Yesterday drew to a conclusion my fifth Discovery class of this school year. As is tradtion, the students and I spend a considerable part of the day expressing our public appreciation to one another and sharing our parting thoughts. We usually do an exercise I call "positive bombardment" during which we shower each student with words of appreciation from their peers and myself. Some classes choose to do the same for me, and it is always a rewarding experience.
When it was my turn in the spotlight, one student thanked me for always seeing the good in (them) and, with tearful expression, shared how much I and the class had made a difference in (their) life. Although (they) were not aware of it, (their) words convicted me to the core. Here's why:
I know my heart. Although I had treated this student with dignity and respect, my heart held other judgments. This student confused my well-disguised tolerance for something better, purer. I knew better. I suppose this is an example of both the ugliness and beauty of tolerance. It's beautiful when a person can treat another human being with decency and respect despite ill-drawn conclusions or personal opinion. It's ugly, on the other hand, when the face of tolerance masks darker thoughts and feelings.

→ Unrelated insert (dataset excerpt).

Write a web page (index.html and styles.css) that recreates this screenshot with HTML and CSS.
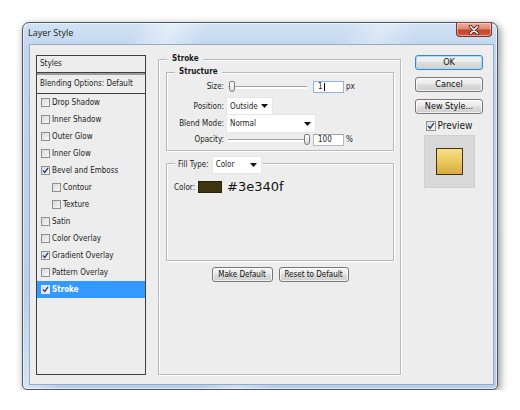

I was happy to know that this student's experience with me and in my classroom was a positive one, but as a follower of Christ, I believe it is important for me to move beyond my pressumptions and judgments...and I hadn't bothered to do that in this circumstance.
It's a fact of life that sometimes we do have to tolerate people whose personalities, life styles, and choices conflict with our own...but we should always aim for something better! I think it cheapens people when we say "I don't like you, but I'll tolerate you."
I think tolerance is part of the journey along the way from intolerance to love. It's good to arrive at tolerance for a little while so long as we are continuing down the road to something better. Tolerance, in and of itself, is not the ideal destination.